Mountz with two war resisters featured in Safe Haven: Linjamin (left) and Gary.
“So many people were offered safe haven in Canada during the Vietnam War, but most of the resisters who came more recently were turned down,” says Mountz. “The film follows the different experiences of people who migrated and also the social movements that arose in Canada and across the border to support their resistance to war.”
In 2019 and 2020, Mountz and the film’s director, Lisa Molomot, began showing Safe Haven at film festivals across North America, but their promotional plans were put on hold due to the COVID-19 pandemic. As public health restrictions ease, they are eager to make plans for the film’s distribution.
“It's really exciting when the audience watches this film and then the lights come up and before them are some of the people who are in the movie who have lived these incredible and tumultuous lives,” says Mountz. “There is so much to learn from their experiences and their search for safe haven, so our plan is to restart those conversations and get the film shown to as many people as possible.”
Mountz with collaborators Shiva Mohan and Lisa Molomot.
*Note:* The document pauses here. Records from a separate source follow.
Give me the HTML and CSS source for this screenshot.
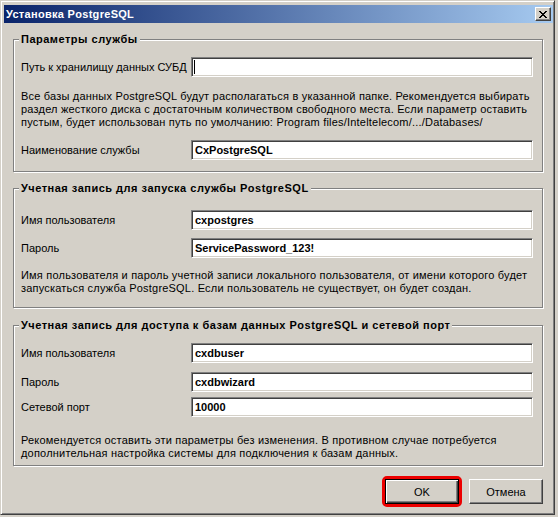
FILE: index.html
```html
<!DOCTYPE html>
<html lang="ru">
<head>
<meta charset="utf-8">
<title>Установка PostgreSQL</title>
<link rel="stylesheet" href="styles.css">
</head>
<body>
<div class="window">
  <div class="titlebar">
    <span class="title">Установка PostgreSQL</span>
    <span class="close"><svg width="8" height="7" viewBox="0 0 8 7"><path d="M0 0h2v1h1v1h2v-1h1v-1h2v1h-1v1h-1v1h-1v1h1v1h1v1h1v1h-2v-1h-1v-1h-2v1h-1v1h-2v-1h1v-1h1v-1h1v-1h-1v-1h-1v-1h-1z" fill="#000"/></svg></span>
  </div>
  <div class="content">
    <div class="group g1">
      <div class="legend">Параметры службы</div>
      <div class="row first">
        <span class="label">Путь к хранилищу данных СУБД</span>
        <div class="input"><span class="caret"></span></div>
      </div>
      <p class="note n1">Все базы данных PostgreSQL будут располагаться в указанной папке. Рекомендуется выбирать<br>раздел жесткого диска с достаточным количеством свободного места. Если параметр оставить<br>пустым, будет использован путь по умолчанию: Program files/Inteltelecom/.../Databases/</p>
      <div class="row r-after-note">
        <span class="label">Наименование службы</span>
        <div class="input">CxPostgreSQL</div>
      </div>
    </div>

    <div class="group g2">
      <div class="legend">Учетная запись для запуска службы PostgreSQL</div>
      <div class="row first">
        <span class="label">Имя пользователя</span>
        <div class="input">cxpostgres</div>
      </div>
      <div class="row r-next">
        <span class="label">Пароль</span>
        <div class="input">ServicePassword_123!</div>
      </div>
      <p class="note n2">Имя пользователя и пароль учетной записи локального пользователя, от имени которого будет<br>запускаться служба PostgreSQL. Если пользователь не существует, он будет создан.</p>
    </div>

    <div class="group g3">
      <div class="legend">Учетная запись для доступа к базам данных PostgreSQL и сетевой порт</div>
      <div class="row first">
        <span class="label">Имя пользователя</span>
        <div class="input">cxdbuser</div>
      </div>
      <div class="row r-next">
        <span class="label">Пароль</span>
        <div class="input">cxdbwizard</div>
      </div>
      <div class="row r-port">
        <span class="label">Сетевой порт</span>
        <div class="input">10000</div>
      </div>
      <p class="note n3">Рекомендуется оставить эти параметры без изменения. В противном случае потребуется<br>дополнительная настройка системы для подключения к базам данных.</p>
    </div>
  </div>
  <div class="buttons">
    <span class="highlight"><button class="btn default">OK</button></span>
    <button class="btn">Отмена</button>
  </div>
</div>
</body>
</html>
```
FILE: styles.css
```css
* { box-sizing: border-box; }
html, body { margin: 0; padding: 0; }
body {
  width: 558px;
  height: 517px;
  overflow: hidden;
  background: #d4d0c8;
  font-family: "Liberation Sans", Arial, sans-serif;
  font-size: 11px;
  color: #000;
}
.window {
  width: 555px;
  height: 515px;
  background: #d4d0c8;
  border: 1px solid;
  border-color: #d4d0c8 #404040 #404040 #d4d0c8;
  box-shadow: inset 1px 1px 0 #fff, inset -1px -1px 0 #808080;
  padding: 4px 1px 0 3px;
  display: flex;
  flex-direction: column;
}
.titlebar {
  height: 18px;
  background: linear-gradient(to right, #0a246a, #a6caf0);
  display: flex;
  align-items: center;
  justify-content: space-between;
  padding: 0 2px 0 2px;
  color: #fff;
  font-weight: bold;
  font-size: 11px;
}
.title { line-height: 13px; letter-spacing: 0.3px; }
.close {
  width: 16px;
  height: 14px;
  background: #d4d0c8;
  border: 1px solid;
  border-color: #fff #404040 #404040 #fff;
  box-shadow: inset -1px -1px 0 #808080;
  display: flex;
  align-items: center;
  justify-content: center;
}
.close svg { display: block; margin-left: -1px; }
.content {
  padding: 0 10px 0 9px;
  display: flex;
  flex-direction: column;
}
.group {
  border: 1px solid #808080;
  box-shadow: 1px 1px 0 #fff, inset 1px 1px 0 #fff;
  display: flex;
  flex-direction: column;
  padding: 0 9px 11px 7px;
}
.g1 { margin-top: 16px; }
.g2 { margin-top: 16px; padding-bottom: 12px; }
.g3 { margin-top: 17px; padding-bottom: 5px; }
.legend {
  align-self: flex-start;
  margin: -7px 0 0 -2px;
  padding: 0 2px;
  background: #d4d0c8;
  font-weight: bold;
  line-height: 13px;
  white-space: nowrap;
  letter-spacing: 0.5px;
}
.row {
  display: flex;
  align-items: center;
  height: 20px;
}
.g1 .first { margin-top: 11px; }
.g2 .first { margin-top: 15px; }
.g3 .first { margin-top: 11px; }
.r-after-note { margin-top: 11px; }
.r-next { margin-top: 8px; }
.g3 .r-next { margin-top: 9px; }
.r-port { margin-top: 5px; }
.label {
  width: 170px;
  flex: none;
  white-space: nowrap;
}
.input {
  flex: 1;
  height: 20px;
  background: #fff;
  border: 1px solid;
  border-color: #808080 #fff #fff #808080;
  box-shadow: inset 1px 1px 0 #404040, inset -1px -1px 0 #d4d0c8;
  font-weight: bold;
  display: flex;
  align-items: center;
  padding: 0 0 0 3px;
  line-height: 13px;
}
.caret {
  display: block;
  width: 1px;
  height: 14px;
  background: #000;
  margin-left: -1px;
}
.note {
  margin: 13px 0 0;
  line-height: 13px;
  white-space: nowrap;
  letter-spacing: 0.2px;
}
.n2 { margin-top: 11px; }
.n3 { margin-top: 17px; }
.buttons {
  display: flex;
  justify-content: flex-end;
  align-items: center;
  gap: 7px;
  padding: 0 10px 0 0;
  margin-top: 10px;
}
.highlight {
  display: flex;
  border: 3px solid #ec0000;
  border-radius: 5px;
}
.btn {
  width: 74px;
  height: 25px;
  margin: 0;
  padding: 0;
  font-family: "Liberation Sans", Arial, sans-serif;
  font-size: 11px;
  color: #000;
  background: #d4d0c8;
  border: 1px solid;
  border-color: #fff #404040 #404040 #fff;
  box-shadow: inset -1px -1px 0 #808080, inset 1px 1px 0 #d4d0c8;
  border-radius: 0;
}
.btn.default {
  border: 1px solid #000;
  box-shadow: inset 1px 1px 0 #fff, inset -1px -1px 0 #404040, inset -2px -2px 0 #808080;
}
```
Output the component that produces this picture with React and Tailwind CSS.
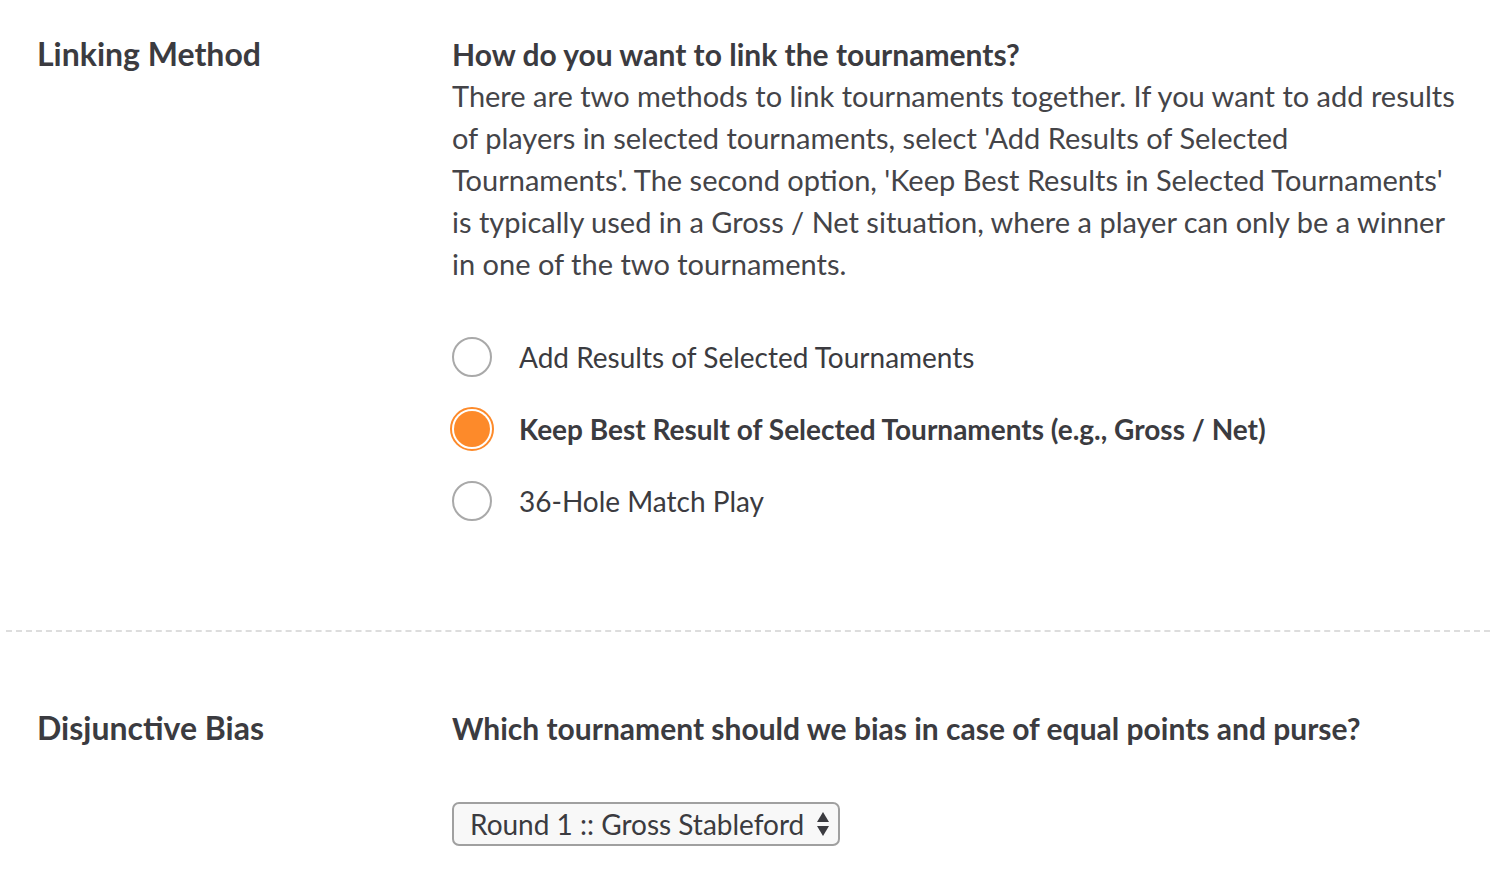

With the support of Connection and Insight grants from the Social Sciences and Humanities Research Council of Canada (SSHRC), Mountz is writing a new book about this subject and collaborating with recent Laurier alum Shiva Mohan to compile shorter, written versions of the resisters’ oral histories in an edited collection. She is also working to assemble a cross-border network of refugee advocates and researchers to better understand the recent migration of people from the U.S. to Canada in search of protection, with funding from a SSHRC Partnership Development Grant.
One of the key outcomes of Mountz’s tenure as CRC is Haven: The Asylum Lab, a state-of-the-art lab at the Balsillie School of International Affairs dedicated to the “preservation and liberation” of migration data. In the highly politicized field of migration, the lab will offer a haven for data sets assembled by Mountz and other scholars and will provide a physical space for her peers from around the world to gather and conduct research using cutting-edge technology.
“The information that I work with is the type of data that some governments might be reluctant to share, so it can be publicly available one moment and then disappear, leaving researchers like me scrambling,” says Mountz.
Funding for Haven, which was provided by Laurier and the federal and provincial governments, will support the development of a high-tech security apparatus to protect the information housed there.
Haven is currently under construction, with plans to open in the fall. The room will have multiple workstations, a central meeting area for group collaboration and the latest hardware and software for comparative analysis.
“This is really an evolution of the work that I’ve been doing as Canada Research Chair, to build infrastructure that makes this kind of research possible and available to more people,” says Mountz. “Laurier is already a great place for migration scholars across disciplines. Now, Haven and the International Migration Research Centre will serve as hubs where people come to do this kind of work.”